The style, though, is yours to borrow. You can build an original wordmark in a licensed or open-source clean sans. Before going commercial, verify your font’s license covers logo and embedding use; our font licensing guide lays out the rights you need in plain terms. With that sorted, free fonts like Montserrat or Archivo deliver an Osprey-adjacent look legally.
Frequently Asked Questions
Is the Osprey font available to download?
No. The Osprey wordmark appears to be custom-drawn or customized for the brand, so there is no public font file to download. Treat that as an informed observation, not a confirmed spec. For a close look, free fonts like Montserrat Bold or Archivo are your best options.

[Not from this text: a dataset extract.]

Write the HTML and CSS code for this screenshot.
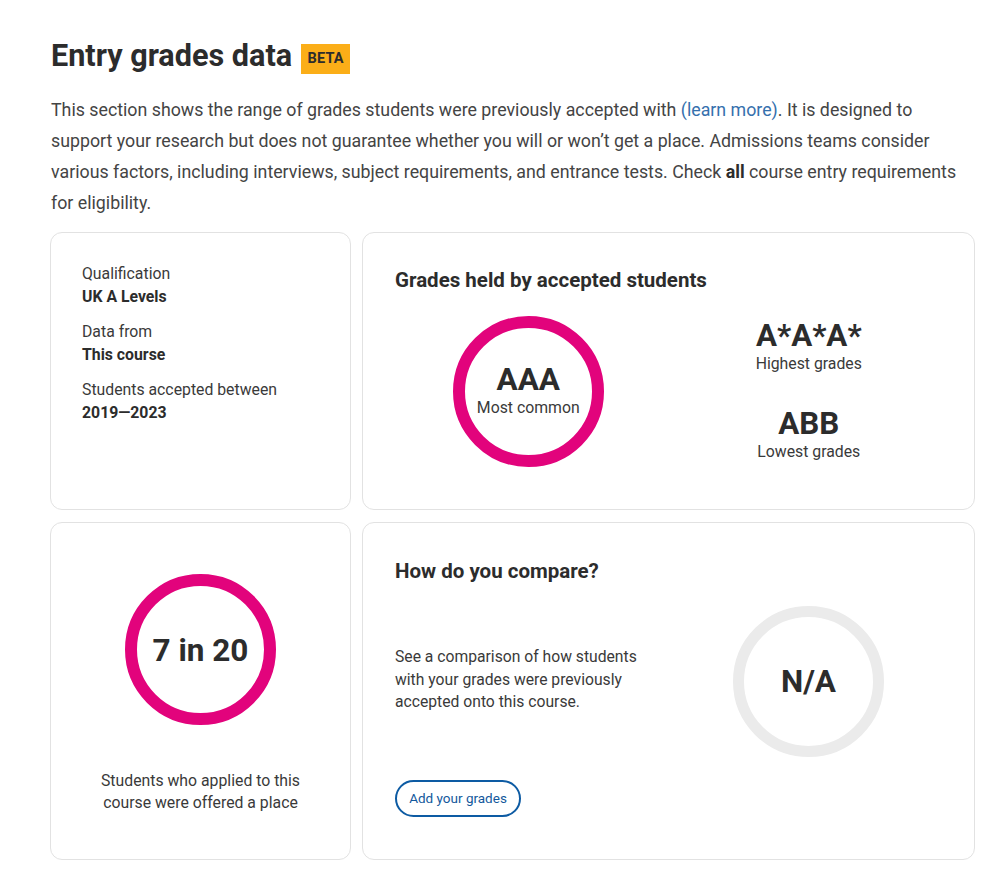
FILE: index.html
```html
<!DOCTYPE html>
<html lang="en">
<head>
<meta charset="utf-8">
<title>Entry grades data</title>
<link rel="stylesheet" href="styles.css">
</head>
<body>
<main class="page">
  <h1 class="title">Entry grades data <span class="badge">BETA</span></h1>
  <p class="intro">This section shows the range of grades students were previously accepted with <a href="#" class="link">(learn more)</a>. It is designed to support your research but does not guarantee whether you will or won’t get a place. Admissions teams consider various factors, including interviews, subject requirements, and entrance tests. Check <strong>all</strong> course entry requirements for eligibility.</p>

  <div class="grid">
    <section class="card card-info">
      <dl class="facts">
        <div class="fact"><dt>Qualification</dt><dd>UK A Levels</dd></div>
        <div class="fact"><dt>Data from</dt><dd>This course</dd></div>
        <div class="fact"><dt>Students accepted between</dt><dd>2019—2023</dd></div>
      </dl>
    </section>

    <section class="card card-grades">
      <h2 class="card-title">Grades held by accepted students</h2>
      <div class="grades-row">
        <div class="grades-col">
          <div class="ring ring-pink">
            <span class="ring-value">AAA</span>
            <span class="ring-label">Most common</span>
          </div>
        </div>
        <div class="grades-col grades-range">
          <div class="range-item">
            <span class="range-value">A*A*A*</span>
            <span class="range-label">Highest grades</span>
          </div>
          <div class="range-item">
            <span class="range-value">ABB</span>
            <span class="range-label">Lowest grades</span>
          </div>
        </div>
      </div>
    </section>

    <section class="card card-offers">
      <div class="ring ring-pink">
        <span class="ring-value ring-value-lg">7 in 20</span>
      </div>
      <p class="offers-caption">Students who applied to this course were offered a place</p>
    </section>

    <section class="card card-compare">
      <div class="compare-left">
        <h2 class="card-title">How do you compare?</h2>
        <p class="compare-text">See a comparison of how students with your grades were previously accepted onto this course.</p>
        <button class="btn" type="button">Add your grades</button>
      </div>
      <div class="compare-right">
        <div class="ring ring-grey">
          <span class="ring-value">N/A</span>
        </div>
      </div>
    </section>
  </div>
</main>
</body>
</html>
```

FILE: styles.css
```css
* { box-sizing: border-box; }

html, body {
  margin: 0;
  padding: 0;
  background: #ffffff;
}

body {
  font-family: Roboto, "Liberation Sans", Arial, sans-serif;
  color: #333333;
}

.page {
  padding: 36px 29px 10px 51px;
}

.title {
  margin: 0;
  font-size: 30.6px;
  line-height: 40px;
  font-weight: 700;
  color: #2c2c2c;
  display: flex;
  align-items: center;
  gap: 9px;
}

.badge {
  display: inline-block;
  background: #fbae18;
  color: #2c2c2c;
  font-size: 14.5px;
  font-weight: 700;
  line-height: 30px;
  height: 30px;
  width: 49px;
  text-align: center;
  margin-top: 6px;
  letter-spacing: 0.2px;
}

.intro {
  margin: 18px 0 14px;
  font-size: 17.8px;
  line-height: 31px;
  color: #444444;
}

.link {
  color: #3570ad;
  text-decoration: none;
}

.intro strong {
  color: #2c2c2c;
  font-weight: 700;
}

.grid {
  display: grid;
  grid-template-columns: 301px 613px;
  grid-template-rows: 278px 338px;
  column-gap: 11px;
  row-gap: 12px;
  margin-left: -1px;
}

.card {
  border: 1px solid #e2e2e2;
  border-radius: 12px;
  background: #fff;
}

/* card 1 */
.card-info {
  padding: 30px 31px;
}

.facts {
  margin: 0;
  display: flex;
  flex-direction: column;
  gap: 13px;
}

.fact dt {
  font-size: 15.8px;
  line-height: 22px;
  color: #3a3a3a;
}

.fact dd {
  margin: 0;
  font-size: 15.8px;
  line-height: 23px;
  font-weight: 700;
  color: #2c2c2c;
}

/* titles */
.card-title {
  margin: 0;
  font-size: 20.5px;
  line-height: 24px;
  font-weight: 700;
  color: #2c2c2c;
}

/* card 2 */
.card-grades {
  padding: 35px 32px 20px;
}

.grades-row {
  display: flex;
  margin-top: 24px;
}

.grades-col {
  flex: 1 1 0;
  display: flex;
  justify-content: center;
}

.grades-col:first-child {
  padding-right: 6px;
}

.grades-range {
  flex-direction: column;
  align-items: center;
  gap: 32px;
  margin-top: -1px;
  padding-left: 8px;
}

.range-item {
  display: flex;
  flex-direction: column;
  align-items: center;
}

.range-value {
  font-size: 31.3px;
  line-height: 34px;
  font-weight: 700;
  color: #2c2c2c;
}

.range-label {
  font-size: 15.8px;
  line-height: 22px;
  color: #3a3a3a;
}

/* rings */
.ring {
  width: 151px;
  height: 151px;
  border-radius: 50%;
  display: flex;
  flex-direction: column;
  align-items: center;
  justify-content: center;
  flex: none;
}

.ring-pink {
  border: 12px solid #e2037c;
}

.ring-grey {
  border: 11px solid #ebebeb;
}

.ring-value {
  font-size: 31.5px;
  line-height: 34px;
  font-weight: 700;
  color: #2c2c2c;
}

.ring-pink .ring-label {
  font-size: 15.8px;
  line-height: 22px;
  color: #3a3a3a;
  margin-bottom: 6px;
}

.card-grades .ring-value {
  margin-top: 4px;
}

.ring-value-lg {
  margin-top: 2px;
}

/* card 3 */
.card-offers {
  display: flex;
  flex-direction: column;
  align-items: center;
  padding: 51px 20px 0;
}

.offers-caption {
  margin: 45px 0 0;
  width: 225px;
  text-align: center;
  font-size: 15.8px;
  line-height: 22px;
  color: #3a3a3a;
}

/* card 4 */
.card-compare {
  display: flex;
  padding: 36px 32px 0;
}

.compare-left {
  width: 273px;
  display: flex;
  flex-direction: column;
  align-items: flex-start;
}

.compare-text {
  margin: 63px 0 0;
  width: 255px;
  font-size: 15.7px;
  line-height: 22.5px;
  color: #3a3a3a;
}

.btn {
  margin-top: 66px;
  font-family: inherit;
  font-size: 13.5px;
  line-height: 18px;
  color: #13589c;
  background: #fff;
  border: 2px solid #0d5ba3;
  border-radius: 19px;
  height: 37px;
  width: 126px;
  padding: 0;
  cursor: pointer;
}

.compare-right {
  flex: 1 1 0;
  display: flex;
  justify-content: center;
  align-items: flex-start;
  padding-top: 47px;
  padding-left: 7px;
}
```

What font is closest to the Osprey logo?
A clean bold sans-serif in all capitals comes closest. Montserrat Bold captures the modern geometric feel, while Archivo offers a more engineered, grotesque character. Set the text uppercase and tighten the tracking to better match the wordmark’s proportions.
Is this about the bird or the backpack brand?
The backpack brand. While an osprey is a bird of prey, this article covers Osprey Packs — the hiking and travel backpack company. The logo discussed is the OSPREY wordmark you see on their packs and luggage, not anything bird-related.
Can I use Montserrat or Archivo commercially?
Yes. Both are released under the SIL Open Font License, which permits commercial use including logos. You still cannot copy Osprey’s actual wordmark, but an original design using either font is fine. Confirm the specific license terms before launching anything paid or public.